Apache Kafka is an open-source distributed event streaming platform used to build real-time data pipelines and streaming applications. Originally developed by LinkedIn and later open-sourced through the Apache Software Foundation, Kafka is designed to handle high-throughput, low-latency data transmission across systems in a fault-tolerant and scalable way.

At its core, Kafka is a message broker. It allows systems to publish (write) and subscribe to (read) streams of records, similar to a message queue. However, unlike traditional message brokers, Kafka stores these records durably and allows consumers to replay them as needed. This design makes Kafka ideal for both real-time and historical data processing.

Kafka organizes messages into topics, and each topic is split into partitions. Producers write messages to topics, while consumers read from them. The use of partitions allows Kafka to scale horizontally by distributing load across multiple servers, called brokers, and supports parallel processing by multiple consumers. Kafka also maintains a configurable retention period, so data can be reprocessed or analyzed long after it's published.

Thanks to its high performance and reliability, Kafka is widely used in industries like finance, e-commerce, telecommunications, and more. It often serves as the backbone for data platforms, enabling event-driven architectures, microservices communication, log aggregation, and real-time analytics.

Apache Kafka is built in Java.

Kafka Topics

The Integration Platform uses three Kafka topics, as follows:

Main Event Topic

The main event topic receives messages describing individual data change notifications, where each message indicates that a particular record in a particular file was created, updated, or deleted. Each message includes the current state of the records data, and update messages also include the original state of the records data before the update took place. Each message is assigned a unique offset number within the topic, meaning that the messages are stored in exactly the same sequence as the changes occurred in the origin application.
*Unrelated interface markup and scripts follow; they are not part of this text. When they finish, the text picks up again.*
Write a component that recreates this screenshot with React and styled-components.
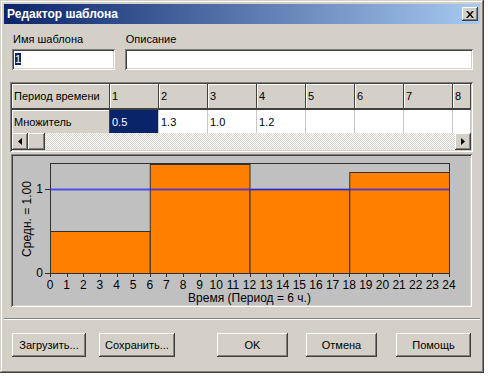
import React from 'react';
import styled, { createGlobalStyle } from 'styled-components';

const GlobalStyle = createGlobalStyle`
  html, body {
    margin: 0;
    padding: 0;
    background: #ffffff;
  }
  body {
    font-family: "Liberation Sans", Arial, sans-serif;
    font-size: 11px;
    color: #000;
  }
`;

const raised = `
  box-shadow: inset -1px -1px #404040, inset 1px 1px #ffffff,
    inset -2px -2px #808080, inset 2px 2px #d4d0c8;
`;

const sunken = `
  box-shadow: inset 1px 1px #808080, inset -1px -1px #ffffff,
    inset 2px 2px #404040, inset -2px -2px #d4d0c8;
`;

const Window = styled.div`
  width: 484px;
  height: 373px;
  box-sizing: border-box;
  padding: 4px;
  background: #d4d0c8;
  display: flex;
  flex-direction: column;
  box-shadow: inset -1px -1px #404040, inset 1px 1px #d4d0c8,
    inset -2px -2px #808080, inset 2px 2px #ffffff;
`;

const TitleBar = styled.div`
  height: 20px;
  display: flex;
  align-items: center;
  justify-content: space-between;
  padding: 0 2px 0 3px;
  background: linear-gradient(to right, #0a246a, #a6caf0);
  color: #fff;
  font-weight: bold;
  font-size: 12px;
`;

const CloseButton = styled.div`
  width: 16px;
  height: 14px;
  background: #d4d0c8;
  display: flex;
  align-items: center;
  justify-content: center;
  ${raised}
`;

const Content = styled.div`
  padding: 0 7px 0 6px;
  display: flex;
  flex-direction: column;
`;

const FieldsRow = styled.div`
  display: flex;
  gap: 10px;
  margin: 9px 0 0 2px;
`;

const Field = styled.div`
  display: flex;
  flex-direction: column;
  width: ${p => p.width}px;
`;

const Label = styled.div`
  height: 13px;
  line-height: 13px;
  margin-bottom: 3px;
  padding-left: 1px;
`;

const TextBox = styled.div`
  height: 21px;
  background: #fff;
  box-sizing: border-box;
  padding: 4px 3px;
  line-height: 13px;
  ${sunken}
`;

const Selected = styled.span`
  background: #0a246a;
  color: #fff;
`;

const GridBox = styled.div`
  margin-top: 12px;
  height: 70px;
  box-sizing: border-box;
  padding: 2px;
  background: #fff;
  display: flex;
  flex-direction: column;
  ${sunken}
`;

const GridRows = styled.div`
  display: grid;
  grid-template-columns: 98px repeat(7, 49px) 1fr;
  overflow: hidden;
`;

const Cell = styled.div`
  box-sizing: border-box;
  height: ${p => (p.header ? 26 : 23)}px;
  padding: 0 2px;
  display: flex;
  align-items: center;
  white-space: nowrap;
  overflow: hidden;
  background: ${p => (p.fixed ? '#d4d0c8' : p.selected ? '#0a246a' : '#fff')};
  color: ${p => (p.selected ? '#fff' : '#000')};
  border-right: 1px solid ${p => (p.fixed ? '#404040' : '#c8c8c8')};
  border-bottom: ${p => (p.header ? '2px solid #404040' : 'none')};
  box-shadow: ${p => (p.fixed ? 'inset 1px 1px #ffffff' : 'none')};
`;

const ScrollBar = styled.div`
  height: 17px;
  display: flex;
  background: repeating-conic-gradient(#d4d0c8 0 25%, #ffffff 0 50%) 0 0 / 2px 2px;
`;

const ScrollButton = styled.div`
  width: 16px;
  height: 17px;
  background: #d4d0c8;
  display: flex;
  align-items: center;
  justify-content: center;
  ${raised}
`;

const Thumb = styled(ScrollButton)`
  width: 17px;
`;

const Track = styled.div`
  flex: 1;
`;

const ChartPanel = styled.div`
  margin: 2px 1px 0;
  height: 153px;
  box-sizing: border-box;
  padding: 2px;
  background: #c0c0c0;
  ${sunken}
`;

const Separator = styled.div`
  margin-top: 11px;
  height: 1px;
  background: #808080;
  border-bottom: 1px solid #ffffff;
`;

const ButtonRow = styled.div`
  display: flex;
  padding-left: 8px;
  margin-top: 13px;
`;

const Button = styled.div`
  width: ${p => p.width}px;
  margin-right: ${p => p.gap || 0}px;
  height: 24px;
  display: flex;
  align-items: center;
  justify-content: center;
  background: #d4d0c8;
  ${raised}
`;

const headers = ['1', '2', '3', '4', '5', '6', '7', '8'];
const values = ['0.5', '1.3', '1.0', '1.2', '', '', '', ''];

const X0 = 37;
const X1 = 436;
const Y0 = 117;
const HOUR = (X1 - X0) / 24;
const UNIT = 84;
const xOf = h => X0 + h * HOUR;
const yOf = v => Y0 - v * UNIT;

function Chart() {
  const bars = [0.5, 1.3, 1.0, 1.2];
  const hours = Array.from({ length: 25 }, (_, i) => i);
  return (
    <svg width="457" height="149" style={{ display: 'block' }}
      fontFamily='"Liberation Sans", Arial, sans-serif' fontSize="12">
      <rect x={X0 + 0.5} y={7.5} width={X1 - X0} height={Y0 - 7} fill="#c0c0c0" stroke="#303030" />
      {bars.map((v, i) => (
        <rect key={i} x={xOf(i * 6) + 0.5} y={Math.round(yOf(v)) + 0.5}
          width={HOUR * 6} height={Y0 - Math.round(yOf(v))}
          fill="#ff8000" stroke="#303030" />
      ))}
      <line x1={X0} x2={X1} y1={yOf(1) + 0.5} y2={yOf(1) + 0.5} stroke="rgba(40,40,255,0.75)" strokeWidth="2" />
      {hours.map(h => (
        <g key={h}>
          <line x1={Math.round(xOf(h)) + 0.5} x2={Math.round(xOf(h)) + 0.5} y1={Y0} y2={Y0 + 4} stroke="#303030" />
          <text x={xOf(h)} y={133} textAnchor="middle" fill="#000">{h}</text>
        </g>
      ))}
      <line x1={32} x2={X0} y1={yOf(1) + 0.5} y2={yOf(1) + 0.5} stroke="#303030" />
      <line x1={32} x2={X0} y1={Y0 + 0.5} y2={Y0 + 0.5} stroke="#303030" />
      <text x={30} y={yOf(1) + 4} textAnchor="end" fill="#000">1</text>
      <text x={30} y={Y0 + 4} textAnchor="end" fill="#000">0</text>
      <text transform="translate(18 63) rotate(-90)" textAnchor="middle" fill="#000">Средн. = 1.00</text>
      <text x={(X0 + X1) / 2} y={146} textAnchor="middle" fill="#000">Время (Период = 6 ч.)</text>
    </svg>
  );
}

export default function App() {
  return (
    <>
      <GlobalStyle />
      <Window>
        <TitleBar>
          <span>Редактор шаблона</span>
          <CloseButton>
            <svg width="8" height="7" viewBox="0 0 8 7">
              <path d="M0 0h2l2 2.5L6 0h2L5 3.5 8 7H6L4 4.5 2 7H0l3-3.5z" fill="#000" />
            </svg>
          </CloseButton>
        </TitleBar>
        <Content>
          <FieldsRow>
            <Field width={103}>
              <Label>Имя шаблона</Label>
              <TextBox><Selected>1</Selected></TextBox>
            </Field>
            <Field width={349}>
              <Label>Описание</Label>
              <TextBox />
            </Field>
          </FieldsRow>
          <GridBox>
            <GridRows>
              <Cell header fixed>Период времени</Cell>
              {headers.map(h => <Cell key={h} header fixed>{h}</Cell>)}
              <Cell fixed>Множитель</Cell>
              {values.map((v, i) => <Cell key={i} selected={i === 0}>{v}</Cell>)}
            </GridRows>
            <ScrollBar>
              <ScrollButton>
                <svg width="4" height="7" viewBox="0 0 4 7"><path d="M4 0v7L0 3.5z" fill="#000" /></svg>
              </ScrollButton>
              <Thumb />
              <Track />
              <ScrollButton>
                <svg width="4" height="7" viewBox="0 0 4 7"><path d="M0 0v7l4-3.5z" fill="#000" /></svg>
              </ScrollButton>
            </ScrollBar>
          </GridBox>
          <ChartPanel>
            <Chart />
          </ChartPanel>
        </Content>
        <Separator />
        <ButtonRow>
          <Button width={74} gap={13}>Загрузить...</Button>
          <Button width={76} gap={42}>Сохранить...</Button>
          <Button width={71} gap={18}>OK</Button>
          <Button width={71} gap={19}>Отмена</Button>
          <Button width={75}>Помощь</Button>
        </ButtonRow>
      </Window>
    </>
  );
}
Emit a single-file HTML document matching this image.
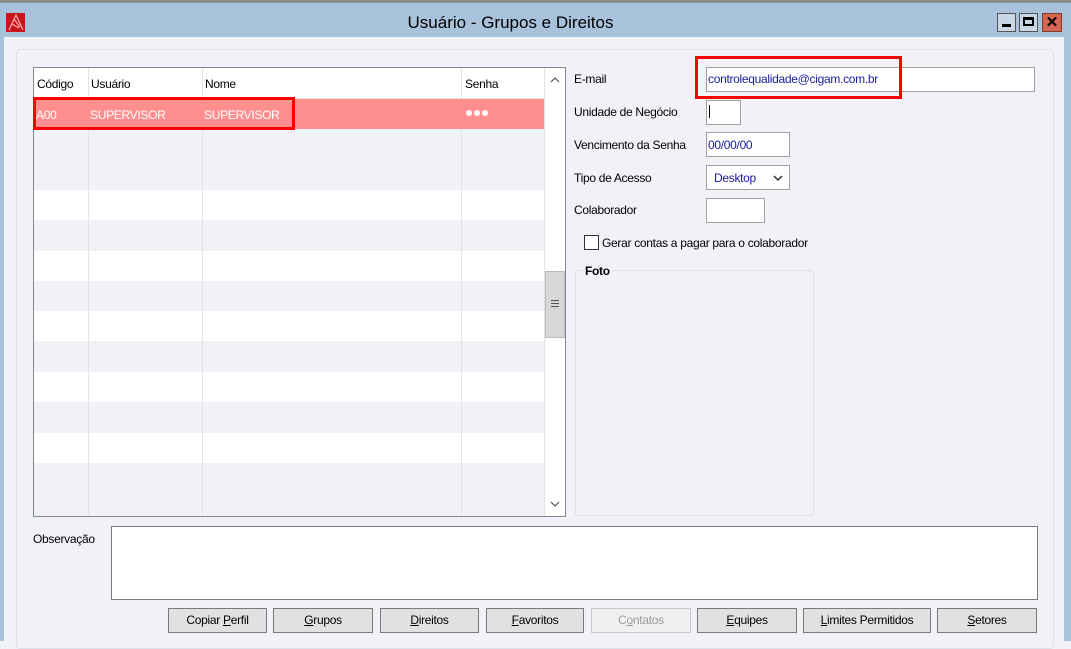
<!DOCTYPE html>
<html><head><meta charset="utf-8"><style>
*{box-sizing:border-box;margin:0;padding:0}
body{width:1071px;height:641px;overflow:hidden;background:#f0f2f8;font-family:"Liberation Sans",sans-serif;font-size:12px;color:#000;position:relative}
.a{position:absolute}
.t{position:absolute;white-space:nowrap;letter-spacing:-0.3px}
.btn{position:absolute;top:608px;height:25px;border:1px solid #7a7a7a;background:#e1e1e1;text-align:center;line-height:23px;font-size:12px;letter-spacing:-0.3px}
.in{position:absolute;background:#fff;border:1px solid #a0a0a0}
.dot{position:absolute;top:42px;width:6px;height:6px;border-radius:50%;background:#fff}
</style></head><body>
<div class="a" style="left:0;top:0;width:1071px;height:3px;background:#8a8a8a"></div>
<div class="a" style="left:0;top:3px;width:1071px;height:34px;background:#a9c2dc"></div>
<div class="a" style="left:0;top:37px;width:4px;height:604px;background:#a9c2dc"></div>
<div class="a" style="left:1064px;top:37px;width:7px;height:604px;background:#a9c2dc"></div>
<svg class="a" style="left:6px;top:13px" width="19" height="19" viewBox="0 0 19 19"><rect width="19" height="19" fill="#c8141a"/><path d="M3 17 L10 2 L17 17 M6 11 L13 15 M8 6 L14 14" stroke="#ffb0b0" stroke-width="1.2" fill="none"/></svg>
<div class="t" style="left:0;width:1021px;top:13px;text-align:center;font-size:17px;color:#000;letter-spacing:0">Usuário - Grupos e Direitos</div>
<div class="a" style="left:997px;top:13px;width:19px;height:19px;border:1px solid #555;background:#c8d6e6"><div class="a" style="left:4px;top:10px;width:9px;height:3px;background:#000"></div></div>
<div class="a" style="left:1019px;top:13px;width:19px;height:19px;border:1px solid #555;background:#c8d6e6"><div class="a" style="left:3px;top:3px;width:11px;height:9px;border:2px solid #000;border-top-width:3px"></div></div>
<div class="a" style="left:1042px;top:13px;width:20px;height:19px;border:1px solid #8a3a2a;background:#d26650;color:#000;font-weight:bold;font-size:15px;text-align:center;line-height:17px">✕</div>
<div class="a" style="left:16px;top:49px;width:1038px;height:600px;border:1px solid #dde0e8;border-radius:4px"></div>
<!-- grid -->
<div class="a" style="left:33px;top:67px;width:533px;height:450px;border:1px solid #828790;background:#f0f2f8;overflow:hidden">
<div class="a" style="left:0;top:0;width:511px;height:31px;background:#fff;border-bottom:1px solid #e6e6e6"></div>
<div class="t" style="left:3px;top:9px">Código</div><div class="t" style="left:57px;top:9px">Usuário</div><div class="t" style="left:171px;top:9px">Nome</div><div class="t" style="left:431px;top:9px">Senha</div>
<div class="a" style="left:0;top:122px;width:511px;height:30px;background:#fff"></div>
<div class="a" style="left:0;top:183px;width:511px;height:30px;background:#fff"></div>
<div class="a" style="left:0;top:243px;width:511px;height:30px;background:#fff"></div>
<div class="a" style="left:0;top:304px;width:511px;height:30px;background:#fff"></div>
<div class="a" style="left:0;top:365px;width:511px;height:30px;background:#fff"></div>
<div class="a" style="left:54px;top:0;width:1px;height:450px;background:#e3e3e3"></div>
<div class="a" style="left:168px;top:0;width:1px;height:450px;background:#e3e3e3"></div>
<div class="a" style="left:427px;top:0;width:1px;height:450px;background:#e3e3e3"></div>
<div class="a" style="left:0;top:31px;width:511px;height:30px;background:#ff8f8f"></div>
<div class="t" style="left:2px;top:40px;color:#fff">A00</div><div class="t" style="left:56px;top:40px;color:#fff">SUPERVISOR</div><div class="t" style="left:170px;top:40px;color:#fff">SUPERVISOR</div>
<div class="dot" style="left:432px"></div><div class="dot" style="left:440px"></div><div class="dot" style="left:448px"></div>
<div class="a" style="left:510px;top:0;width:22px;height:450px;background:#fff;border-left:1px solid #e3e3e3"></div>
<svg class="a" style="left:516px;top:8px" width="10" height="8"><path d="M1 6 L5 2 L9 6" stroke="#555" stroke-width="1.2" fill="none"/></svg>
<div class="a" style="left:511px;top:203px;width:20px;height:67px;background:#d8d8d8;border:1px solid #bbb"><div class="a" style="left:5px;top:28px;width:8px;height:1px;background:#555;box-shadow:0 3px 0 #555,0 6px 0 #555"></div></div>
<svg class="a" style="left:516px;top:432px" width="10" height="8"><path d="M1 2 L5 6 L9 2" stroke="#555" stroke-width="1.2" fill="none"/></svg>
</div>
<div class="a" style="left:33px;top:97px;width:262px;height:33px;border:3px solid #ff0000"></div>
<!-- right form -->
<div class="t" style="left:574px;top:72px">E-mail</div>
<div class="in" style="left:706px;top:67px;width:329px;height:25px"></div>
<div class="t" style="left:708px;top:72px;color:#1a1aa0">controlequalidade@cigam.com.br</div>
<div class="a" style="left:695px;top:56px;width:207px;height:43px;border:3px solid #ff0000"></div>
<div class="t" style="left:574px;top:105px">Unidade de Negócio</div>
<div class="in" style="left:706px;top:100px;width:35px;height:25px"><div class="a" style="left:2px;top:4px;width:1px;height:13px;background:#000"></div></div>
<div class="t" style="left:574px;top:138px">Vencimento da Senha</div>
<div class="in" style="left:706px;top:132px;width:84px;height:25px"></div>
<div class="t" style="left:708px;top:138px;color:#1a1aa0">00/00/00</div>
<div class="t" style="left:574px;top:171px">Tipo de Acesso</div>
<div class="in" style="left:706px;top:165px;width:84px;height:25px"></div>
<div class="t" style="left:714px;top:171px;color:#1a1aa0">Desktop</div>
<svg class="a" style="left:773px;top:174px" width="10" height="8"><path d="M1 2 L5 6 L9 2" stroke="#333" stroke-width="1.5" fill="none"/></svg>
<div class="t" style="left:574px;top:203px">Colaborador</div>
<div class="in" style="left:706px;top:198px;width:59px;height:25px"></div>
<div class="a" style="left:584px;top:235px;width:15px;height:15px;border:1px solid #333;background:#fff"></div>
<div class="t" style="left:602px;top:236px">Gerar contas a pagar para o colaborador</div>
<div class="a" style="left:575px;top:270px;width:239px;height:246px;border:1px solid #dcdfe6;border-radius:3px"></div>
<div class="t" style="left:583px;top:264px;font-weight:bold;background:#f0f2f8;padding:0 2px">Foto</div>
<div class="t" style="left:33px;top:532px">Observação</div>
<div class="in" style="left:111px;top:526px;width:927px;height:74px;border-color:#7a7a7a"></div>
<div class="btn" style="left:168px;width:99px">Copiar <u>P</u>erfil</div>
<div class="btn" style="left:273px;width:100px"><u>G</u>rupos</div>
<div class="btn" style="left:380px;width:99px"><u>D</u>ireitos</div>
<div class="btn" style="left:486px;width:98px"><u>F</u>avoritos</div>
<div class="btn" style="left:591px;width:100px;background:#f0f0f0;border-color:#c8c8c8;color:#9a9a9a">C<u>o</u>ntatos</div>
<div class="btn" style="left:697px;width:100px"><u>E</u>quipes</div>
<div class="btn" style="left:803px;width:128px"><u>L</u>imites Permitidos</div>
<div class="btn" style="left:937px;width:100px"><u>S</u>etores</div>
</body></html>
Other special types of messages also exist but are not currently implemented. For example, in the future, it will be possible for an origin application to send "start transaction" and "stop transaction" messages that can be used to group related messages together into logical transactions, and consumer agents will be able to process those messages together as a real transaction.

Snapshot Request Topic

The snapshot request topic can be written to to initiate a new snapshot of the origin application's data. These requests usually originate from either a target system agent, such as a SQL Replicator Agent or ISAM Replicator agent, or from system management tools.

The consumer of this topic is a snapshot agent.

Snapshot Response Topic

The snapshot response topic is used by the snapshot agent to send a completion message back to the originator of a snapshot request once the snapshot has been completed and uploaded to network storage, such as an S3 bucket provided by SeaweedFS or some other provider.